Problem 2: Calculating ⁵log 4 * ²log 16
Let's move on to the second part of the problem: ⁵log 4 * ²log 16. Again, our strategy is to simplify each term using the properties of logarithms. We'll start by expressing the numbers inside the logarithms as powers of prime numbers.
We know that 4 is 2², and 16 is 2⁴. So, let's rewrite the expression:
⁵log 4 * ²log 16 = ⁵log (2²) * ²log (2⁴)
Now we use the power rule of logarithms, which says log_b(m^p) = p * log_b(m). Applying this to both terms, we get:
= 2 * ⁵log 2 * 4 * ²log 2
= 8 * ⁵log 2 * ²log 2
Now, this looks promising! We have two logarithmic terms, but they have different bases. To make things easier, we'll use the change of base formula again. This time, let's convert both logarithms to base 10.
⁵log 2 = log 2 / log 5
²log 2 = log 2 / log 2 = 1 (Remember: log_b(b) = 1)
Substitute these back into the expression:
8 * ⁵log 2 * ²log 2 = 8 * (log 2 / log 5) * 1
= 8 * (log 2 / log 5)
Just like before, we can use a calculator to find the approximate values of log 2 and log 5. We already know that log 2 ≈ 0.3010 and log 5 ≈ 0.6990. So,
8 * (log 2 / log 5) ≈ 8 * (0.3010 / 0.6990) ≈ 8 * 0.4306 ≈ 3.4448
So, the answer for the second part is approximately 3.4448. Remember, the key to these problems is to break them down into smaller, manageable steps. Don't be afraid to use the properties of logarithms – they are your best friends!
Problem 3: Calculating ²⁵log √10
Let's tackle the final part of the problem: ²⁵log √10. This one involves a square root, but don't worry, we've got this! Remember that a square root can be expressed as a fractional exponent. So, √10 is the same as 10^(1/2).
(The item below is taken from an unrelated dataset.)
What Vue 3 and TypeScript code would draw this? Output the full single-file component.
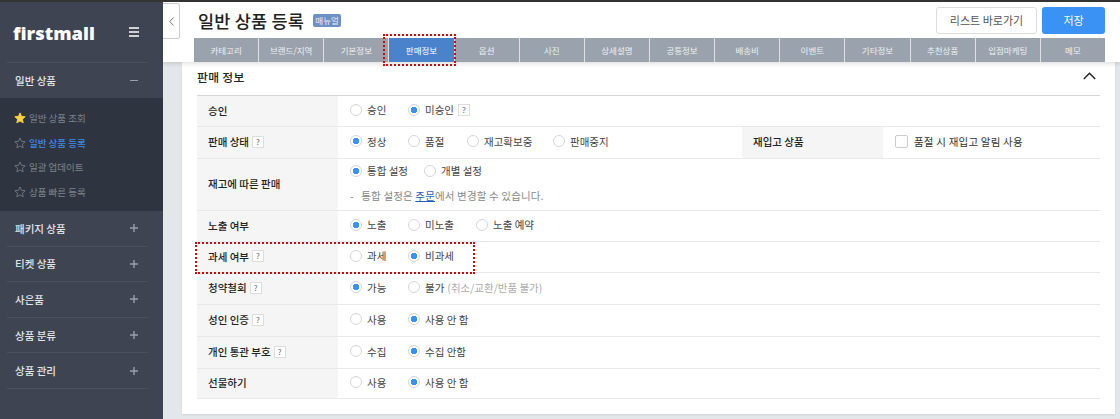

Let's rewrite the expression using this fact:
²⁵log √10 = ²⁵log (10^(1/2))
Now, we can use the power rule of logarithms again. This gives us:
= (1/2) * ²⁵log 10
Okay, now we need to think about the bases. We have a base of 25, and we want to relate it to 10 somehow. Notice that 25 is 5², and 10 is 2 * 5. This might give us a clue about how to proceed. Let's rewrite 25 as 5²:
= (1/2) * ⁵²log 10
Now, let's use a lesser-known but very useful property of logarithms: log_(a^b)(c) = (1/b) * log_a(c). This property helps us when the base of the logarithm has an exponent. Applying this property, we get:
= (1/2) * (1/2) * ⁵log 10
= (1/4) * ⁵log 10
Now, we need to express ⁵log 10 in terms of simpler logarithms. We can use the fact that 10 = 2 * 5 and the product rule of logarithms:
⁵log 10 = ⁵log (2 * 5) = ⁵log 2 + ⁵log 5
Remember that log_b(b) = 1, so ⁵log 5 = 1. This simplifies our expression to:
⁵log 10 = ⁵log 2 + 1
Substitute this back into our main expression:
(1/4) * ⁵log 10 = (1/4) * (⁵log 2 + 1)
Now, we can use the change of base formula to express ⁵log 2 in terms of base 10 logarithms:
⁵log 2 = log 2 / log 5
We already know that log 2 ≈ 0.3010 and log 5 ≈ 0.6990. So,
⁵log 2 ≈ 0.3010 / 0.6990 ≈ 0.4306
Substitute this back into our expression:
(1/4) * (⁵log 2 + 1) ≈ (1/4) * (0.4306 + 1)
= (1/4) * 1.4306 ≈ 0.35765
So, the final answer for the third part is approximately 0.35765. This problem showed us how to handle fractional exponents and how to use a less common logarithm property to simplify the expression. It's all about having the right tools in your toolbox!
Final Thoughts and Tips for Logarithm Problems
Wow, we've tackled some pretty cool logarithm problems today! Remember, the key to mastering logarithms is understanding their properties and practicing applying them. Here are some final tips to keep in mind:
- Express numbers as powers of prime numbers: This often simplifies the logarithmic expressions.
- Use the power rule: log_b(m^p) = p * log_b(m) is your best friend!
- Change of base formula: Don't be afraid to switch to a more convenient base (like 10 or e).
- Product and quotient rules: These help you break down complex logarithms into simpler ones.
- Practice, practice, practice! The more you work with logarithms, the more comfortable you'll become.
Logarithms might seem tricky at first, but with a solid understanding of their properties and a bit of practice, you'll be solving these problems like a pro in no time. Keep up the great work, and remember to have fun with math! You've got this!